'''

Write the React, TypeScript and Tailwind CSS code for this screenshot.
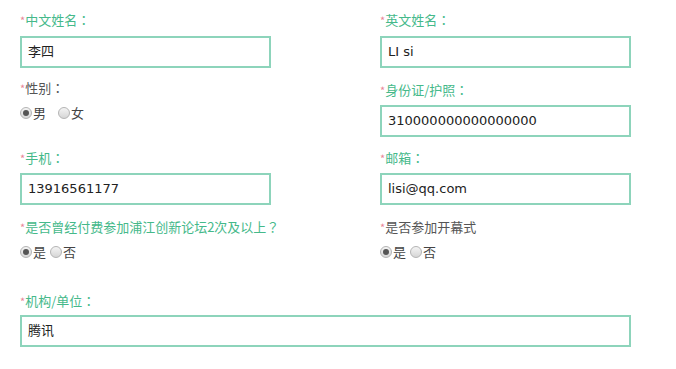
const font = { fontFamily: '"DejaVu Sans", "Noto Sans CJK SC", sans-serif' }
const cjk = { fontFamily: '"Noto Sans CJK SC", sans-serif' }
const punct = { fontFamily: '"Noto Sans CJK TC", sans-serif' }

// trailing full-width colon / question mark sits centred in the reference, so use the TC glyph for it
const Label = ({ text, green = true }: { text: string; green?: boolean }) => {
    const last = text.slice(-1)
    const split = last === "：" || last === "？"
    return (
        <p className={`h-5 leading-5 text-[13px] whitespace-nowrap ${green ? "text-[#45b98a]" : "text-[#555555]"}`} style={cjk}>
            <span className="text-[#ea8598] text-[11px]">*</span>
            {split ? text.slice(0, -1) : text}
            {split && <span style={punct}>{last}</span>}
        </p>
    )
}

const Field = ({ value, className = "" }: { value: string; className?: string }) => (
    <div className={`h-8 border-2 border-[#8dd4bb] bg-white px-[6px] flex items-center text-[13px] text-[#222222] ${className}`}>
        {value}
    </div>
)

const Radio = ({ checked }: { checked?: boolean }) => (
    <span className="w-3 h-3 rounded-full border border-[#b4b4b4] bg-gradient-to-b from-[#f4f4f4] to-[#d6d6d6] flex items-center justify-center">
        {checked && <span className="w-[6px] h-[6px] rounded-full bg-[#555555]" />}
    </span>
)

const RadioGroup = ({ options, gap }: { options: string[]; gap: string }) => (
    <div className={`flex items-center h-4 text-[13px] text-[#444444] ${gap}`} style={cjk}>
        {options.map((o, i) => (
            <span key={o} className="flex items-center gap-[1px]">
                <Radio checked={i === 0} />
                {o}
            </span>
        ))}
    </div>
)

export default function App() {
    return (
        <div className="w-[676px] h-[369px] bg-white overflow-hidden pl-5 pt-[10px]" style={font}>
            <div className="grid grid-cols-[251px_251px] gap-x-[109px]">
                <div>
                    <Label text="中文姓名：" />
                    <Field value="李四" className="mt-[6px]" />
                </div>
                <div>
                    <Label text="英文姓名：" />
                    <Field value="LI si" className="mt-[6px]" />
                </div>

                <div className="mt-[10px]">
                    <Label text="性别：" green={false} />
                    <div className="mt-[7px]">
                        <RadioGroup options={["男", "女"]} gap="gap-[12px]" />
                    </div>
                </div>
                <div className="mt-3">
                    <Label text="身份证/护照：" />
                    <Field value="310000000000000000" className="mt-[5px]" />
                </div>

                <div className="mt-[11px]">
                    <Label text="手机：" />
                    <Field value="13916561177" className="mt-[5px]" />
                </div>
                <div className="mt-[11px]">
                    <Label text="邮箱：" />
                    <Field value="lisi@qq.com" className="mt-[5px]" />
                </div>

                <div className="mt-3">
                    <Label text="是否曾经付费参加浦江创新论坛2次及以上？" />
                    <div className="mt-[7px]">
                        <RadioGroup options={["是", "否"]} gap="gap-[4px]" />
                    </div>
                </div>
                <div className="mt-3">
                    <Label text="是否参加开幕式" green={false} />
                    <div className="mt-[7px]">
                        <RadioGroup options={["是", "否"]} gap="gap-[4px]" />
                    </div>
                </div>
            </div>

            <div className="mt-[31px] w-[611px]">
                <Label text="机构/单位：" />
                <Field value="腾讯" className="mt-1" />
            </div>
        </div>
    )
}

'''

Exclude every picture and copy the remaining data exactly.

Write the React, TypeScript and Tailwind CSS code for this screenshot.
const font = { fontFamily: '"DejaVu Sans", "Noto Sans CJK SC", sans-serif' }
const cjk = { fontFamily: '"Noto Sans CJK SC", sans-serif' }
const punct = { fontFamily: '"Noto Sans CJK TC", sans-serif' }

// trailing full-width colon / question mark sits centred in the reference, so use the TC glyph for it
const Label = ({ text, green = true }: { text: string; green?: boolean }) => {
    const last = text.slice(-1)
    const split = last === "：" || last === "？"
    return (
        <p className={`h-5 leading-5 text-[13px] whitespace-nowrap ${green ? "text-[#45b98a]" : "text-[#555555]"}`} style={cjk}>
            <span className="text-[#ea8598] text-[11px]">*</span>
            {split ? text.slice(0, -1) : text}
            {split && <span style={punct}>{last}</span>}
        </p>
    )
}

const Field = ({ value, className = "" }: { value: string; className?: string }) => (
    <div className={`h-8 border-2 border-[#8dd4bb] bg-white px-[6px] flex items-center text-[13px] text-[#222222] ${className}`}>
        {value}
    </div>
)

const Radio = ({ checked }: { checked?: boolean }) => (
    <span className="w-3 h-3 rounded-full border border-[#b4b4b4] bg-gradient-to-b from-[#f4f4f4] to-[#d6d6d6] flex items-center justify-center">
        {checked && <span className="w-[6px] h-[6px] rounded-full bg-[#555555]" />}
    </span>
)

const RadioGroup = ({ options, gap }: { options: string[]; gap: string }) => (
    <div className={`flex items-center h-4 text-[13px] text-[#444444] ${gap}`} style={cjk}>
        {options.map((o, i) => (
            <span key={o} className="flex items-center gap-[1px]">
                <Radio checked={i === 0} />
                {o}
            </span>
        ))}
    </div>
)

export default function App() {
    return (
        <div className="w-[676px] h-[369px] bg-white overflow-hidden pl-5 pt-[10px]" style={font}>
            <div className="grid grid-cols-[251px_251px] gap-x-[109px]">
                <div>
                    <Label text="中文姓名：" />
                    <Field value="李四" className="mt-[6px]" />
                </div>
                <div>
                    <Label text="英文姓名：" />
                    <Field value="LI si" className="mt-[6px]" />
                </div>

                <div className="mt-[10px]">
                    <Label text="性别：" green={false} />
                    <div className="mt-[7px]">
                        <RadioGroup options={["男", "女"]} gap="gap-[12px]" />
                    </div>
                </div>
                <div className="mt-3">
                    <Label text="身份证/护照：" />
                    <Field value="310000000000000000" className="mt-[5px]" />
                </div>

                <div className="mt-[11px]">
                    <Label text="手机：" />
                    <Field value="13916561177" className="mt-[5px]" />
                </div>
                <div className="mt-[11px]">
                    <Label text="邮箱：" />
                    <Field value="lisi@qq.com" className="mt-[5px]" />
                </div>

                <div className="mt-3">
                    <Label text="是否曾经付费参加浦江创新论坛2次及以上？" />
                    <div className="mt-[7px]">
                        <RadioGroup options={["是", "否"]} gap="gap-[4px]" />
                    </div>
                </div>
                <div className="mt-3">
                    <Label text="是否参加开幕式" green={false} />
                    <div className="mt-[7px]">
                        <RadioGroup options={["是", "否"]} gap="gap-[4px]" />
                    </div>
                </div>
            </div>

            <div className="mt-[31px] w-[611px]">
                <Label text="机构/单位：" />
                <Field value="腾讯" className="mt-1" />
            </div>
        </div>
    )
}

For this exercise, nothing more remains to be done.